[Exercise] Reproduce the listing below without changes, except that pictures are left out.

━━━ Given records ━━━

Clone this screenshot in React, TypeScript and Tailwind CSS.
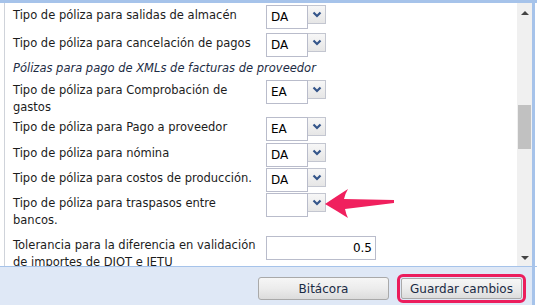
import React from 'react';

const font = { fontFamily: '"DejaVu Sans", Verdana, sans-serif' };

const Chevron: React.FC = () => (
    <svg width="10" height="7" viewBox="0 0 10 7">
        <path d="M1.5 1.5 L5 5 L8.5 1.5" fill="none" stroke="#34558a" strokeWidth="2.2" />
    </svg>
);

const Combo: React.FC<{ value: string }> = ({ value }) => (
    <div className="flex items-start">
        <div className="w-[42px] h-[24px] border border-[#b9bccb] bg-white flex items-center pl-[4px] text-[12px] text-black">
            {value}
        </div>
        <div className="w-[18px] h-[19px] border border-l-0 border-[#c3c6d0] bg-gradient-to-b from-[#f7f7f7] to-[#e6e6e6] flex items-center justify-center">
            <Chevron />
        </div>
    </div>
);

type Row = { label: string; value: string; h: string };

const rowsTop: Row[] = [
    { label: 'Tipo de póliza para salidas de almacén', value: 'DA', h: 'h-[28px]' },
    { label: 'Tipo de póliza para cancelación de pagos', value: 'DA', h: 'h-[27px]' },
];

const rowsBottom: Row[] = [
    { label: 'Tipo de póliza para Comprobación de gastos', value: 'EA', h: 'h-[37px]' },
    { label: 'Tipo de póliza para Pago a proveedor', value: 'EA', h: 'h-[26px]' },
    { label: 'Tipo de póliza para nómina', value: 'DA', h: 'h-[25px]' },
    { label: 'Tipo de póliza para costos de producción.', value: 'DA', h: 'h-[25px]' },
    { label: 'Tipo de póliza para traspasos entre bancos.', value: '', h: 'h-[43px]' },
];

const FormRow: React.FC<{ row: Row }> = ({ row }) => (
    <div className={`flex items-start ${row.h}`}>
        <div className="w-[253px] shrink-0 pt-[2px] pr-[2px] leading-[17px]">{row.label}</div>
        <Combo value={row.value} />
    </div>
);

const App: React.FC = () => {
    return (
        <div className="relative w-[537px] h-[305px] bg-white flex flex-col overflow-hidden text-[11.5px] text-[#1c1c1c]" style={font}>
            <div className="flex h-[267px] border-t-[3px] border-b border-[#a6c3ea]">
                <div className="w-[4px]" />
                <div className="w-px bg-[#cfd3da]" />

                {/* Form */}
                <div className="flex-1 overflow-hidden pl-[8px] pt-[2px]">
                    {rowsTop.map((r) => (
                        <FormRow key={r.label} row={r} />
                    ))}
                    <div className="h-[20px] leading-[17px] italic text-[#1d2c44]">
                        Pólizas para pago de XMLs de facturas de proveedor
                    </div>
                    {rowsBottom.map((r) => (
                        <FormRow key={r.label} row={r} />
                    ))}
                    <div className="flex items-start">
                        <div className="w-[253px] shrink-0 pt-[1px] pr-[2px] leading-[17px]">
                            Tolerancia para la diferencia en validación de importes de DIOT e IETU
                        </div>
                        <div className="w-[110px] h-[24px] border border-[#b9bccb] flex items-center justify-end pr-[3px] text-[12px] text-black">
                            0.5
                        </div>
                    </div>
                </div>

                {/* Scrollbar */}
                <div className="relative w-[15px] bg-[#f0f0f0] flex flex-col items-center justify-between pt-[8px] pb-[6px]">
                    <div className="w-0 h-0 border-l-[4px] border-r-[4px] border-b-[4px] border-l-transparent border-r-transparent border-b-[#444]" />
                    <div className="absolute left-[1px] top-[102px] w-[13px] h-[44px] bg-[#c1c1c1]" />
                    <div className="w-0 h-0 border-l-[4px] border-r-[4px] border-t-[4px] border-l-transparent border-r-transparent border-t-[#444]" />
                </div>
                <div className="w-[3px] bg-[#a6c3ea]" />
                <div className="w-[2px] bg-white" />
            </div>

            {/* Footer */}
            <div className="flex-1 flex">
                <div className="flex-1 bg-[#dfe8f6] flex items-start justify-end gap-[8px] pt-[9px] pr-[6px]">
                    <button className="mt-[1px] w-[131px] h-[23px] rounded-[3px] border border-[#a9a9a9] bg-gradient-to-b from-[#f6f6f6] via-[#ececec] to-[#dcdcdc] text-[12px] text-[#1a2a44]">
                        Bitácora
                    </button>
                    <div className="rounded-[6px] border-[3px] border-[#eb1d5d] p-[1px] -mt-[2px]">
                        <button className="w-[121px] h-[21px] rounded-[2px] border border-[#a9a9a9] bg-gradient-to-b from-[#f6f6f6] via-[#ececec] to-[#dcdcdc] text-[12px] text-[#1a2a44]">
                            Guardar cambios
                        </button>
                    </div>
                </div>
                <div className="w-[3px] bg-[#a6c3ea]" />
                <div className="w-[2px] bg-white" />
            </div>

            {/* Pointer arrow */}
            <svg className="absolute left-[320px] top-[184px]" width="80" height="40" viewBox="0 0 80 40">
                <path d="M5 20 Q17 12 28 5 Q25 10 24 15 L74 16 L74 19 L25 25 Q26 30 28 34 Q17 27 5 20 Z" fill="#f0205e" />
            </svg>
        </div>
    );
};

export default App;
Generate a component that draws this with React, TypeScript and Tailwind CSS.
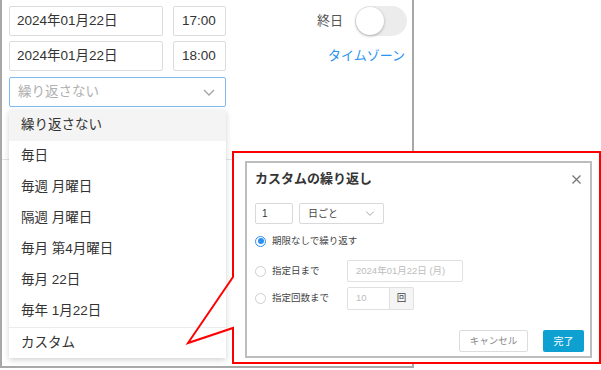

━━━

[Output below]
Clone this screenshot in React, TypeScript and Tailwind CSS.
import React from 'react';

const font = { fontFamily: '"DejaVu Sans", Verdana, sans-serif' };

const Chevron: React.FC = () => (
    <svg width="10" height="7" viewBox="0 0 10 7">
        <path d="M1.5 1.5 L5 5 L8.5 1.5" fill="none" stroke="#34558a" strokeWidth="2.2" />
    </svg>
);

const Combo: React.FC<{ value: string }> = ({ value }) => (
    <div className="flex items-start">
        <div className="w-[42px] h-[24px] border border-[#b9bccb] bg-white flex items-center pl-[4px] text-[12px] text-black">
            {value}
        </div>
        <div className="w-[18px] h-[19px] border border-l-0 border-[#c3c6d0] bg-gradient-to-b from-[#f7f7f7] to-[#e6e6e6] flex items-center justify-center">
            <Chevron />
        </div>
    </div>
);

type Row = { label: string; value: string; h: string };

const rowsTop: Row[] = [
    { label: 'Tipo de póliza para salidas de almacén', value: 'DA', h: 'h-[28px]' },
    { label: 'Tipo de póliza para cancelación de pagos', value: 'DA', h: 'h-[27px]' },
];

const rowsBottom: Row[] = [
    { label: 'Tipo de póliza para Comprobación de gastos', value: 'EA', h: 'h-[37px]' },
    { label: 'Tipo de póliza para Pago a proveedor', value: 'EA', h: 'h-[26px]' },
    { label: 'Tipo de póliza para nómina', value: 'DA', h: 'h-[25px]' },
    { label: 'Tipo de póliza para costos de producción.', value: 'DA', h: 'h-[25px]' },
    { label: 'Tipo de póliza para traspasos entre bancos.', value: '', h: 'h-[43px]' },
];

const FormRow: React.FC<{ row: Row }> = ({ row }) => (
    <div className={`flex items-start ${row.h}`}>
        <div className="w-[253px] shrink-0 pt-[2px] pr-[2px] leading-[17px]">{row.label}</div>
        <Combo value={row.value} />
    </div>
);

const App: React.FC = () => {
    return (
        <div className="relative w-[537px] h-[305px] bg-white flex flex-col overflow-hidden text-[11.5px] text-[#1c1c1c]" style={font}>
            <div className="flex h-[267px] border-t-[3px] border-b border-[#a6c3ea]">
                <div className="w-[4px]" />
                <div className="w-px bg-[#cfd3da]" />

                {/* Form */}
                <div className="flex-1 overflow-hidden pl-[8px] pt-[2px]">
                    {rowsTop.map((r) => (
                        <FormRow key={r.label} row={r} />
                    ))}
                    <div className="h-[20px] leading-[17px] italic text-[#1d2c44]">
                        Pólizas para pago de XMLs de facturas de proveedor
                    </div>
                    {rowsBottom.map((r) => (
                        <FormRow key={r.label} row={r} />
                    ))}
                    <div className="flex items-start">
                        <div className="w-[253px] shrink-0 pt-[1px] pr-[2px] leading-[17px]">
                            Tolerancia para la diferencia en validación de importes de DIOT e IETU
                        </div>
                        <div className="w-[110px] h-[24px] border border-[#b9bccb] flex items-center justify-end pr-[3px] text-[12px] text-black">
                            0.5
                        </div>
                    </div>
                </div>

                {/* Scrollbar */}
                <div className="relative w-[15px] bg-[#f0f0f0] flex flex-col items-center justify-between pt-[8px] pb-[6px]">
                    <div className="w-0 h-0 border-l-[4px] border-r-[4px] border-b-[4px] border-l-transparent border-r-transparent border-b-[#444]" />
                    <div className="absolute left-[1px] top-[102px] w-[13px] h-[44px] bg-[#c1c1c1]" />
                    <div className="w-0 h-0 border-l-[4px] border-r-[4px] border-t-[4px] border-l-transparent border-r-transparent border-t-[#444]" />
                </div>
                <div className="w-[3px] bg-[#a6c3ea]" />
                <div className="w-[2px] bg-white" />
            </div>

            {/* Footer */}
            <div className="flex-1 flex">
                <div className="flex-1 bg-[#dfe8f6] flex items-start justify-end gap-[8px] pt-[9px] pr-[6px]">
                    <button className="mt-[1px] w-[131px] h-[23px] rounded-[3px] border border-[#a9a9a9] bg-gradient-to-b from-[#f6f6f6] via-[#ececec] to-[#dcdcdc] text-[12px] text-[#1a2a44]">
                        Bitácora
                    </button>
                    <div className="rounded-[6px] border-[3px] border-[#eb1d5d] p-[1px] -mt-[2px]">
                        <button className="w-[121px] h-[21px] rounded-[2px] border border-[#a9a9a9] bg-gradient-to-b from-[#f6f6f6] via-[#ececec] to-[#dcdcdc] text-[12px] text-[#1a2a44]">
                            Guardar cambios
                        </button>
                    </div>
                </div>
                <div className="w-[3px] bg-[#a6c3ea]" />
                <div className="w-[2px] bg-white" />
            </div>

            {/* Pointer arrow */}
            <svg className="absolute left-[320px] top-[184px]" width="80" height="40" viewBox="0 0 80 40">
                <path d="M5 20 Q17 12 28 5 Q25 10 24 15 L74 16 L74 19 L25 25 Q26 30 28 34 Q17 27 5 20 Z" fill="#f0205e" />
            </svg>
        </div>
    );
};

export default App;
Generate a component that draws this with React, TypeScript and Tailwind CSS.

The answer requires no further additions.